NASA's Mars Perseverance rover is powered by a processor from 1998

wiyosaya

Posts: 5,786   +3,993
Another thing about this is that how much compute power do these things actually NEED? These things need to move slow for reliability reasons ANYWAY and transmitting the type of data these things are going to collect doesn't take that much power. It already sent 1080p video back so how much more power do we actually need? I'm sure the minds at NASA would be great at optimizing code instead of programs today that rely on raw horsepower. Why spend resources optimizing code when you can count on a 50-70% increase in hardware performance every year?

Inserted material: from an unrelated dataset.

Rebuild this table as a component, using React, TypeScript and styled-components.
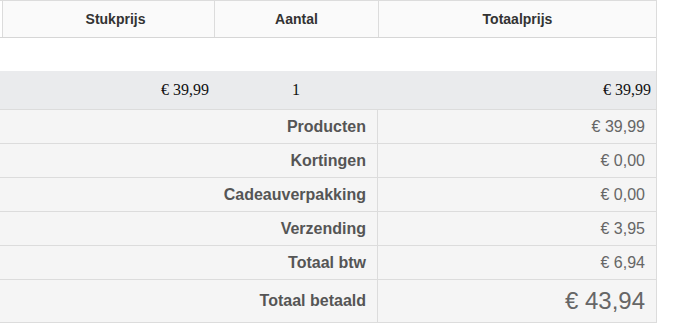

Optimizing code goes a LONG way but is expensive to do. In something like this where money is essentially no object the budget is there to optimize the code
Some of the optimized code depends on hardware advancements such as SIMD, and similar CPU instruction sets, which are built into modern processors. In cases where software would benefit from the hardware optimizations and developers do not use it - shame on them. The hardware enhancements are far faster than what software optimization would be able to accomplish on its own.
 

ChrisH1

Posts: 158   +73
When Tesla was looking at the cost of radios they found the cost of a radiation-hardened one was about $50,000. But things have moved on since those standards were established, and they found that modern components sourced from Radio Shack performed about the same as older radiation hardened ones when subjected to radiation, and they were able to build an equivalent much cheaper.
 

J spot

Posts: 237   +158
This is not surprising. New Horizons flew by Pluto powered by a PlayStation one CPU. Though I think it was running slightly faster at around 37 Mhz. I don't feel like Googling.
 

Markoni35

Posts: 1,025   +409
You could control an Airbus A380 using a cheap micro-controller. CPUs calculate fast, physical things move slowly. Also, don't forget that 1998 is one year AFTER a computer already beat world's best chess player. Not using a PowerPC, but still.